Take the lines of the data below from the very first through the line containing "top bar ---------- */" and output them exactly, pictures excluded.

— begin DATASET EXCERPT —

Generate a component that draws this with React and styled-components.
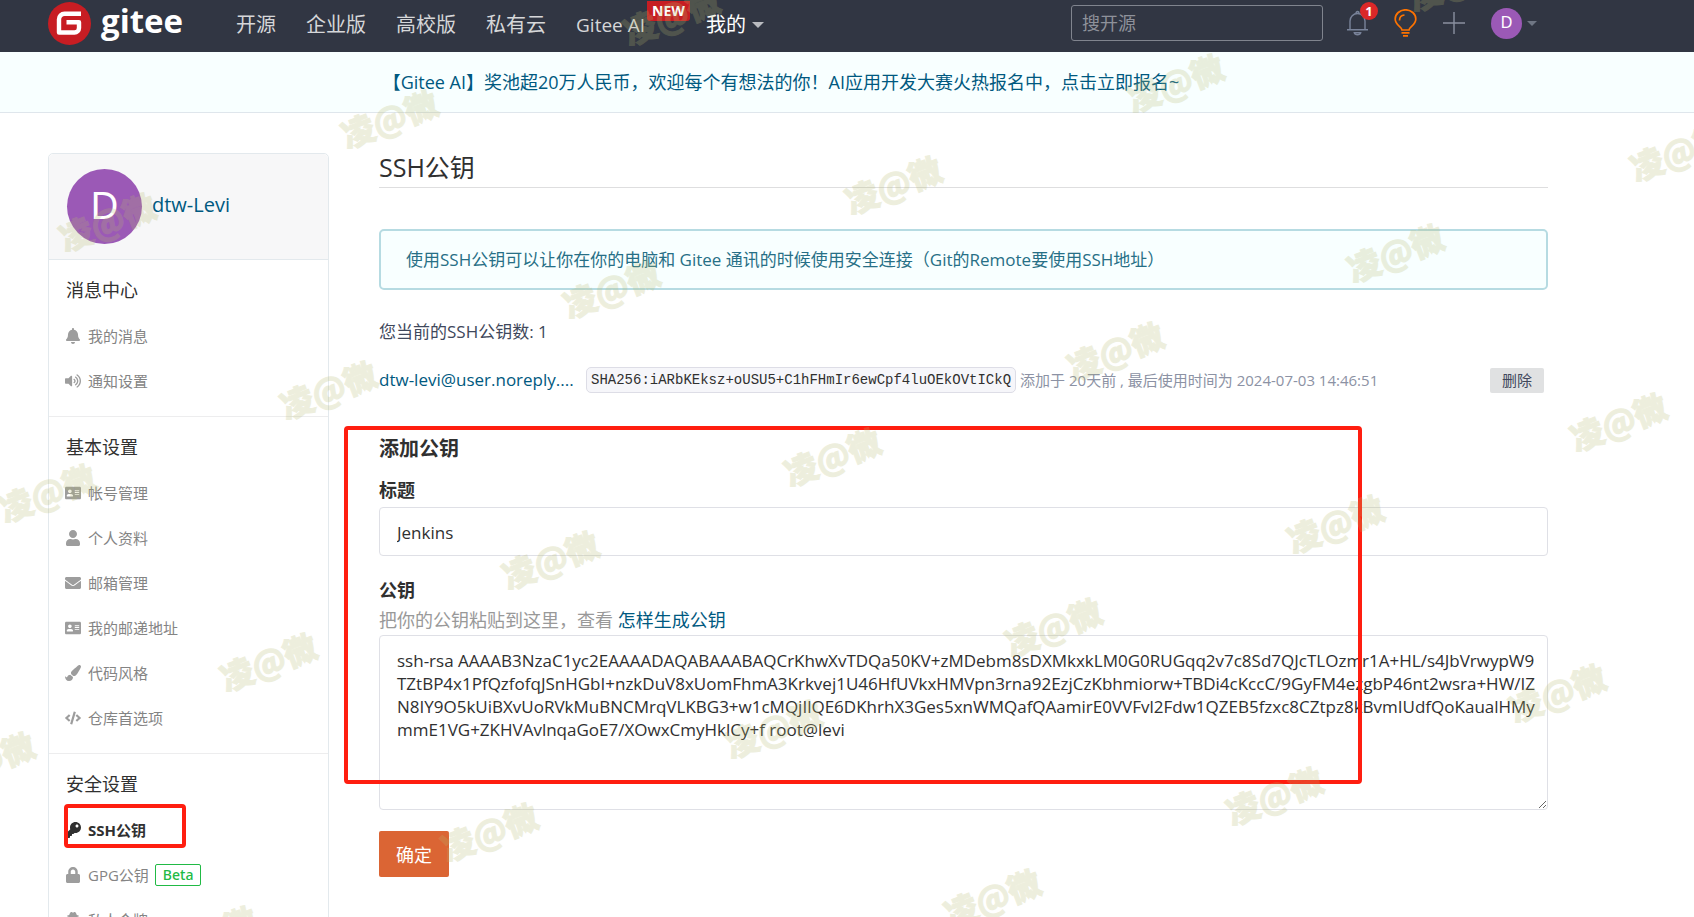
import React from "react";
import styled, { createGlobalStyle, css } from "styled-components";
import {
  FaBell,
  FaVolumeUp,
  FaAddressCard,
  FaUser,
  FaEnvelope,
  FaPaintBrush,
  FaCode,
  FaKey,
  FaLock,
  FaUserSecret,
} from "react-icons/fa";

const sans = `"Open Sans", "Noto Sans CJK SC", sans-serif`;
const mono = `"Liberation Mono", monospace`;

const GlobalStyle = createGlobalStyle`
  *, *::before, *::after { box-sizing: border-box; }
  html { scrollbar-width: none; }
  body { margin: 0; background: #fff; color: #303030; font-family: ${sans}; font-size: 16px; }
  a { text-decoration: none; color: #005980; }
  h1, h2, h3, p, ul { margin: 0; padding: 0; }
  ul { list-style: none; }
  button, input, textarea { font-family: inherit; }
`;

const Page = styled.div`
  position: relative;
  min-height: 100vh;
  overflow: hidden;
`;

/* ---------- top bar ---------- */

const TopBar = styled.header`
  display: flex;
  align-items: center;
  height: 52px;
  padding: 0 157px 6px 48px;
  background: #313643;
`;

const Logo = styled.a`
  display: flex;
  align-items: center;
  gap: 10px;
  color: #fff;
  svg { display: block; }
`;

const LogoText = styled.span`
  padding-bottom: 4px;
  font-size: 33px;
  font-weight: 700;
  line-height: 42px;
`;

const Nav = styled.nav`
  display: flex;
  gap: 30px;
  margin: 4px 0 0 53px;
`;

const NavLink = styled.a`
  position: relative;
  display: flex;
  align-items: center;
  color: ${(p) => (p.$active ? "#fff" : "#d6d7d9")};
  font-size: ${(p) => (p.$latin ? "19px" : "20px")};
  line-height: 30px;
  white-space: nowrap;
  margin-right: ${(p) => (p.$latin ? "31px" : "0")};
`;

const NewBadge = styled.span`
  position: absolute;
  left: 100%;
  bottom: 19px;
  margin-left: 2px;
  padding: 0 5px;
  border-radius: 0 0 3px 3px;
  background: #c71d23;
  color: #fff;
  font-size: 14px;
  font-weight: 700;
  line-height: 20px;
`;

const Caret = styled.span`
  margin-left: ${(p) => (p.$small ? "5px" : "6px")};
  border: solid transparent;
  border-width: ${(p) => (p.$small ? "5px 5px 0" : "6px 6px 0")};
  border-top-color: ${(p) => (p.$small ? "#6f7684" : "#b9bbc0")};
`;

const Search = styled.input`
  width: 252px;
  height: 36px;
  margin: 0 24px 0 auto;
  padding: 0 10px;
  border: 1px solid #80848e;
  border-radius: 3px;
  background: transparent;
  color: #fff;
  font-size: 18px;
  &::placeholder { color: #8e919a; opacity: 1; }
`;

const Tools = styled.div`
  display: flex;
  align-items: center;
  gap: 26px;
`;

const IconButton = styled.button`
  position: relative;
  display: flex;
  align-items: center;
  padding: 0;
  border: 0;
  background: none;
`;

const Count = styled.span`
  position: absolute;
  right: -10px;
  top: -8px;
  width: 18px;
  height: 18px;
  border-radius: 50%;
  background: #db2828;
  color: #fff;
  font-size: 13px;
  font-weight: 700;
  line-height: 18px;
  text-align: center;
`;

const Avatar = styled.span`
  display: flex;
  align-items: center;
  justify-content: center;
  width: ${(p) => p.$size}px;
  height: ${(p) => p.$size}px;
  border-radius: 50%;
  background: #9b59b6;
  color: #fff;
  font-family: "Liberation Sans", sans-serif;
  font-size: ${(p) => p.$text}px;
`;

/* ---------- announcement ---------- */

const Banner = styled.div`
  height: 61px;
  padding: 0 132px 0 0;
  border-bottom: 1px solid #dfe6ec;
  background: #f8ffff;
  font-size: 18px;
  line-height: 60px;
  text-align: center;
`;

/* ---------- body ---------- */

const Body = styled.div`
  display: grid;
  grid-template-columns: 281px minmax(0, 1fr);
  gap: 50px;
  align-items: start;
  padding: 40px 146px 0 48px;
`;

const Sidebar = styled.aside`
  border: 1px solid #e3e9ed;
  border-radius: 5px;
`;

const Profile = styled.div`
  display: flex;
  align-items: center;
  gap: 10px;
  height: 106px;
  padding: 0 18px;
  border-bottom: 1px solid #e3e9ed;
  border-radius: 5px 5px 0 0;
  background: #f7f7f8;
`;

const ProfileName = styled.a`
  padding-bottom: 4px;
  font-size: 20px;
  line-height: 30px;
`;

const Section = styled.section`
  padding: 17px 16px 13px;
  border-bottom: 1px solid #ededee;
`;

const SectionTitle = styled.h3`
  padding-left: 1px;
  margin-bottom: 10px;
  font-size: 18px;
  font-weight: 400;
  line-height: 26px;
`;

const MenuItem = styled.li`
  position: relative;
  display: flex;
  align-items: center;
  height: 45px;
`;

const MenuLink = styled.a`
  display: flex;
  align-items: center;
  gap: 7px;
  color: ${(p) => (p.$active ? "#303030" : "#848484")};
  font-size: 15px;
  font-weight: ${(p) => (p.$active ? 700 : 400)};
  svg { width: 16px; height: 16px; color: ${(p) => (p.$active ? "#303030" : "#9d9d9d")}; }
`;

const Beta = styled.span`
  margin-left: 6px;
  padding: 0 7px;
  border: 1px solid #21ba45;
  border-radius: 2px;
  color: #21ba45;
  font-size: 14px;
  font-family: "Noto Sans", sans-serif;
  font-weight: 500;
  line-height: 20px;
`;

const outline = css`
  position: absolute;
  border: 4px solid #ff1e10;
  border-radius: 4px;
  pointer-events: none;
`;

const ItemOutline = styled.div`
  ${outline}
  left: -1px;
  top: -3px;
  width: 122px;
  height: 44px;
`;

const Title = styled.h1`
  padding-bottom: 6px;
  border-bottom: 1px solid #dededf;
  font-size: 25px;
  font-weight: 400;
  line-height: 28px;
`;

const Notice = styled.p`
  margin-top: 41px;
  padding: 15px 25px;
  border: 2px solid #b6dbe2;
  border-radius: 5px;
  background: #f8ffff;
  color: #276f86;
  font-size: 17px;
  line-height: 27px;
`;

const Total = styled.p`
  margin-top: 29px;
  color: #40485b;
  font-size: 17px;
  line-height: 26px;
`;

const KeyRow = styled.div`
  display: flex;
  align-items: center;
  margin-top: 22px;
  padding-right: 4px;
`;

const KeyName = styled.a`
  width: 193px;
  margin-right: 14px;
  font-size: 17px;
  line-height: 26px;
  white-space: nowrap;
`;

const Fingerprint = styled.code`
  padding: 0 4px;
  border: 1px solid #dddde6;
  border-radius: 5px;
  background: #f6f6fa;
  font-family: ${mono};
  font-size: 14px;
  line-height: 24px;
`;

const KeyMeta = styled.span`
  margin-left: 4px;
  color: #8c92a4;
  font-size: 15px;
  line-height: 22px;
  white-space: nowrap;
`;

const DeleteButton = styled.button`
  height: 25px;
  margin-left: auto;
  padding: 0 12px;
  border: 0;
  border-radius: 2px;
  background: #e0e1e2;
  color: #40485b;
  font-size: 15px;
  line-height: 25px;
`;

const Form = styled.form`
  position: relative;
  display: flex;
  flex-direction: column;
  align-items: stretch;
  margin-top: 42px;
`;

const FormTitle = styled.h2`
  font-size: 20px;
  line-height: 28px;
`;

const Label = styled.label`
  margin-top: ${(p) => (p.$first ? "14px" : "21px")};
  font-size: 18px;
  font-weight: 700;
  line-height: 26px;
`;

const field = css`
  display: block;
  width: 100%;
  border: 1px solid #dfe0e6;
  border-radius: 4px;
  background: transparent;
  color: #303030;
  font-size: 17px;
  outline: none;
`;

const TextField = styled.input`
  ${field}
  height: 49px;
  margin-top: 4px;
  padding: 2px 17px 0;
`;

const KeyField = styled.textarea`
  ${field}
  height: 175px;
  margin-top: 2px;
  padding: 13px 17px;
  line-height: 23px;
  white-space: pre;
  overflow: hidden;
  resize: vertical;
`;

const Hint = styled.p`
  margin-top: 4px;
  color: #999;
  font-size: 18px;
  line-height: 26px;
`;

const Submit = styled.button`
  align-self: flex-start;
  height: 46px;
  margin-top: 21px;
  padding: 0 17px;
  border: 0;
  border-radius: 2px;
  background: #db6534;
  color: #fff;
  font-size: 18px;
`;

const FormOutline = styled.div`
  ${outline}
  left: -35px;
  right: 186px;
  top: -9px;
  height: 358px;
`;

/* ---------- watermark ---------- */

const MarkLayer = styled.div`
  position: absolute;
  inset: 0;
  overflow: hidden;
  pointer-events: none;
`;

const Mark = styled.span`
  position: absolute;
  left: ${(p) => p.$x}px;
  top: ${(p) => p.$y}px;
  width: 120px;
  margin: -26px 0 0 -62px;
  color: #b6ba6e;
  opacity: 0.23;
  font-family: "Noto Sans CJK SC", sans-serif;
  font-size: 33px;
  font-weight: 900;
  line-height: 48px;
  text-align: center;
  white-space: nowrap;
  -webkit-text-stroke: 1px #b6ba6e;
  transform: rotate(-21deg);
`;

const marks = [
  [673, 17], [1458, -17], [391, 120], [1177, 84], [1680, 153],
  [109, 223], [895, 186], [1397, 254], [613, 290], [330, 391],
  [1117, 352], [1620, 423], [834, 458], [49, 494], [1337, 525],
  [552, 561], [1055, 628], [270, 663], [1559, 694], [775, 730],
  [-12, 762], [1276, 797], [491, 833], [994, 899], [210, 936],
];

/* ---------- drawings ---------- */

const GiteeMark = () => (
  <svg width="43" height="43" viewBox="0 0 43 43" aria-hidden="true">
    <circle cx="21.500" cy="21.500" r="21.500" fill="#c71d23" />
    <path
      d="M33 11.800H16.500a5.500 5.500 0 0 0-5.500 5.500V30.500H26.500a4.500 4.500 0 0 0 4.500-4.500V20.200H18.500"
      fill="none"
      stroke="#fff"
      strokeWidth="4.400"
      strokeLinejoin="round"
    />
  </svg>
);

const BellIcon = () => (
  <svg width="21" height="26" viewBox="0 0 21 26" fill="none" stroke="#79839a" strokeWidth="1.400" aria-hidden="true">
    <path d="M3 19.500V11a7.500 7.500 0 0 1 15 0v8.500M0 19.700h21M9 3a1.500 1.500 0 0 1 3 0M7.300 22.800c.6 2.600 5.800 2.600 6.400 0z" />
  </svg>
);

const BulbIcon = () => (
  <svg width="23" height="28" viewBox="0 0 23 28" fill="none" stroke="#fe7300" strokeWidth="1.700" aria-hidden="true">
    <path d="M8 21c0-3.500-6.800-4.500-6.800-11a10.300 9.200 0 0 1 20.600 0c0 6.500-6.800 7.500-6.800 11zM7.500 23.800h8M9 26.800h5" />
    <path d="M5.500 11.500c0-3 1.800-5.200 5-5.500" />
  </svg>
);

const PlusIcon = () => (
  <svg width="22" height="22" viewBox="0 0 22 22" stroke="#8a90a0" strokeWidth="1.400" aria-hidden="true">
    <path d="M11 0v22M0 11h22" />
  </svg>
);

/* ---------- data ---------- */

const sections = [
  {
    title: "消息中心",
    items: [
      { icon: FaBell, text: "我的消息" },
      { icon: FaVolumeUp, text: "通知设置" },
    ],
  },
  {
    title: "基本设置",
    items: [
      { icon: FaAddressCard, text: "帐号管理" },
      { icon: FaUser, text: "个人资料" },
      { icon: FaEnvelope, text: "邮箱管理" },
      { icon: FaAddressCard, text: "我的邮递地址" },
      { icon: FaPaintBrush, text: "代码风格" },
      { icon: FaCode, text: "仓库首选项" },
    ],
  },
  {
    title: "安全设置",
    items: [
      { icon: FaKey, text: "SSH公钥", active: true },
      { icon: FaLock, text: "GPG公钥", beta: true },
      { icon: FaUserSecret, text: "私人令牌" },
    ],
  },
];

const publicKey = [
  "ssh-rsa AAAAB3NzaC1yc2EAAAADAQABAAABAQCrKhwXvTDQa50KV+zMDebm8sDXMkxkLM0G0RUGqq2v7c8Sd7QJcTLOzmr1A+HL/s4JbVrwypW9",
  "TZtBP4x1PfQzfofqJSnHGbI+nzkDuV8xUomFhmA3Krkvej1U46HfUVkxHMVpn3rna92EzjCzKbhmiorw+TBDi4cKccC/9GyFM4ezgbP46nt2wsra+HW/IZ",
  "N8IY9O5kUiBXvUoRVkMuBNCMrqVLKBG3+w1cMQjIlQE6DKhrhX3Ges5xnWMQafQAamirE0VVFvl2Fdw1QZEB5fzxc8CZtpz8kBvmIUdfQoKaualHMy",
  "mmE1VG+ZKHVAvlnqaGoE7/XOwxCmyHklCy+f root@levi",
].join("\n");

export default function App() {
  return (
    <Page>
      <GlobalStyle />
      <TopBar>
        <Logo href="#">
          <GiteeMark />
          <LogoText>gitee</LogoText>
        </Logo>
        <Nav>
          <NavLink href="#">开源</NavLink>
          <NavLink href="#">企业版</NavLink>
          <NavLink href="#">高校版</NavLink>
          <NavLink href="#">私有云</NavLink>
          <NavLink href="#" $latin>
            Gitee AI
            <NewBadge>NEW</NewBadge>
          </NavLink>
          <NavLink href="#" $active>
            我的
            <Caret />
          </NavLink>
        </Nav>
        <Search type="text" placeholder="搜开源" aria-label="搜开源" />
        <Tools>
          <IconButton type="button" aria-label="通知">
            <BellIcon />
            <Count>1</Count>
          </IconButton>
          <IconButton type="button" aria-label="建议">
            <BulbIcon />
          </IconButton>
          <IconButton type="button" aria-label="新建">
            <PlusIcon />
          </IconButton>
          <IconButton type="button" aria-label="用户菜单">
            <Avatar $size={31} $text={16}>D</Avatar>
            <Caret $small />
          </IconButton>
        </Tools>
      </TopBar>
      <Banner>
        <a href="#">【Gitee AI】奖池超20万人民币，欢迎每个有想法的你！AI应用开发大赛火热报名中，点击立即报名~</a>
      </Banner>
      <Body>
        <Sidebar>
          <Profile>
            <Avatar $size={75} $text={38}>D</Avatar>
            <ProfileName href="#">dtw-Levi</ProfileName>
          </Profile>
          {sections.map((section) => (
            <Section key={section.title}>
              <SectionTitle>{section.title}</SectionTitle>
              <ul>
                {section.items.map(({ icon: Icon, text, active, beta }) => (
                  <MenuItem key={text}>
                    <MenuLink href="#" $active={active}>
                      <Icon />
                      {text}
                    </MenuLink>
                    {beta && <Beta>Beta</Beta>}
                    {active && <ItemOutline />}
                  </MenuItem>
                ))}
              </ul>
            </Section>
          ))}
        </Sidebar>
        <main>
          <Title>SSH公钥</Title>
          <Notice>使用SSH公钥可以让你在你的电脑和 Gitee 通讯的时候使用安全连接（Git的Remote要使用SSH地址）</Notice>
          <Total>您当前的SSH公钥数: 1</Total>
          <KeyRow>
            <KeyName href="#">dtw-levi@user.noreply....</KeyName>
            <Fingerprint>SHA256:iARbKEksz+oUSU5+C1hFHmIr6ewCpf4luOEkOVtICkQ</Fingerprint>
            <KeyMeta>添加于 20天前 , 最后使用时间为 2024-07-03 14:46:51</KeyMeta>
            <DeleteButton type="button">删除</DeleteButton>
          </KeyRow>
          <Form onSubmit={(e) => e.preventDefault()}>
            <FormTitle>添加公钥</FormTitle>
            <Label htmlFor="key-title" $first>标题</Label>
            <TextField id="key-title" type="text" defaultValue="Jenkins" />
            <Label htmlFor="key-value">公钥</Label>
            <Hint>
              把你的公钥粘贴到这里，查看 <a href="#">怎样生成公钥</a>
            </Hint>
            <KeyField id="key-value" defaultValue={publicKey} spellCheck={false} />
            <Submit type="submit">确定</Submit>
            <FormOutline />
          </Form>
        </main>
      </Body>
      <MarkLayer aria-hidden="true">
        {marks.map(([x, y]) => (
          <Mark key={`${x}-${y}`} $x={x} $y={y}>凌@微</Mark>
        ))}
      </MarkLayer>
    </Page>
  );
}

— end DATASET EXCERPT —

OUTPUT:
Generate a component that draws this with React and styled-components.
import React from "react";
import styled, { createGlobalStyle, css } from "styled-components";
import {
  FaBell,
  FaVolumeUp,
  FaAddressCard,
  FaUser,
  FaEnvelope,
  FaPaintBrush,
  FaCode,
  FaKey,
  FaLock,
  FaUserSecret,
} from "react-icons/fa";

const sans = `"Open Sans", "Noto Sans CJK SC", sans-serif`;
const mono = `"Liberation Mono", monospace`;

const GlobalStyle = createGlobalStyle`
  *, *::before, *::after { box-sizing: border-box; }
  html { scrollbar-width: none; }
  body { margin: 0; background: #fff; color: #303030; font-family: ${sans}; font-size: 16px; }
  a { text-decoration: none; color: #005980; }
  h1, h2, h3, p, ul { margin: 0; padding: 0; }
  ul { list-style: none; }
  button, input, textarea { font-family: inherit; }
`;

const Page = styled.div`
  position: relative;
  min-height: 100vh;
  overflow: hidden;
`;

/* ---------- top bar ---------- */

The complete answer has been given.